New players often learn this slowly. Veteran players have already paid for these lessons with coins, boosters, time, and frustration.
They Notice What the Game No Longer Explains
As Gardenscapes grew, it became more complicated.
Veteran players notice when the game adds systems without explaining them deeply enough. They notice when players need to guess how events work. They notice when reward rules are unclear. They notice when a feature changes but the game does not fully explain the change.
This is one reason many players look for external guides, discussions, and strategy articles. The game itself often shows what to tap, but not always what the system means.
Veteran players notice the gap between instruction and understanding.
A button may tell the player what to do next, but it does not always explain whether doing it is worth it.
Why Veteran Observation Matters
Veteran players are not perfect judges. Nostalgia can affect memory. Frustration can make changes feel worse than they are. Not every pattern is proof of manipulation. Not every update is bad.
But veteran observation still matters because long-time players have context.
They have seen Gardenscapes before and after major changes. They have played through different reward systems, event formats, interface versions, booster changes, team changes, and economy shifts.

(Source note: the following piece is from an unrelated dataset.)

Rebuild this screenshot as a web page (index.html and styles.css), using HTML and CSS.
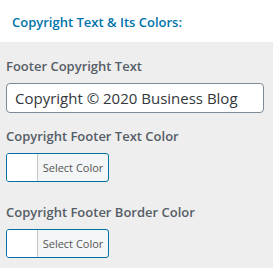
FILE: index.html
```html
<!DOCTYPE html>
<html>
<head>
<meta charset="utf-8">
<link rel="stylesheet" href="styles.css">
</head>
<body>
<div class="header"><h3 class="title">Copyright Text &amp; Its Colors:</h3></div>
<div class="section">
  <label class="label first">Footer Copyright Text</label>
  <input class="text-input" type="text" value="Copyright © 2020 Business Blog">
  <label class="label">Copyright Footer Text Color</label>
  <div class="color-row">
    <button class="color-btn"><span class="swatch"></span><span class="btn-text">Select Color</span></button>
  </div>
  <label class="label spaced">Copyright Footer Border Color</label>
  <div class="color-row">
    <button class="color-btn"><span class="swatch"></span><span class="btn-text">Select Color</span></button>
  </div>
</div>
</body>
</html>
```
FILE: styles.css
```css
html, body {
  margin: 0;
  padding: 0;
  height: 100%;
  background: #eeeeee;
  font-family: "Open Sans", "Noto Sans", sans-serif;
}
.header {
  background: #ffffff;
  height: 42px;
  box-sizing: border-box;
  padding: 12px 0 0 12px;
}
.title {
  margin: 0;
  font-size: 13px;
  line-height: 20px;
  font-weight: 600;
  color: #0073aa;
}
.section {
  display: flex;
  flex-direction: column;
  align-items: flex-start;
  padding: 0 9px 0 6px;
}
.label {
  display: block;
  font-size: 13px;
  line-height: 20px;
  font-weight: 600;
  color: #555d66;
  margin: 13px 0 7px;
}
.label.first { margin-top: 14px; }
.label.spaced { margin-top: 20px; }
.text-input {
  box-sizing: border-box;
  width: 258px;
  height: 30px;
  margin: 0;
  padding: 0 8px;
  border: 1px solid #7e8993;
  border-radius: 4px;
  background: #ffffff;
  font-family: inherit;
  font-size: 15px;
  color: #32373c;
}
.color-btn {
  display: flex;
  align-items: stretch;
  box-sizing: border-box;
  height: 29px;
  width: 103px;
  margin: 0;
  padding: 0;
  border: 1px solid #0071a1;
  border-radius: 3px;
  background: #f3f5f6;
  overflow: hidden;
  font-family: inherit;
  cursor: pointer;
}
.swatch {
  width: 30px;
  background: #ffffff;
  border-right: 1px solid #c6c6c6;
}
.btn-text {
  flex: 1;
  display: flex;
  align-items: center;
  justify-content: center;
  font-size: 11px;
  color: #555555;
}
```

They know what feels new because they remember what came before.
That context is valuable because it shows how a live-service game evolves not only through official updates, but through player experience.
Final Thoughts
What only veteran Gardenscapes players notice is not one single secret.
It is a way of reading the game.
Veteran players notice rhythm, pressure, timing, rewards, offers, event structure, button placement, difficulty, trust, and emotional patterns. They notice when the garden feels central and when it feels pushed into the background. They notice when a new feature is truly new and when it is an old system wearing a new theme.
New players may enjoy Gardenscapes without seeing any of this.
But after years of playing, the game becomes easier to read.
And once a player starts noticing these patterns, Gardenscapes never looks quite the same again.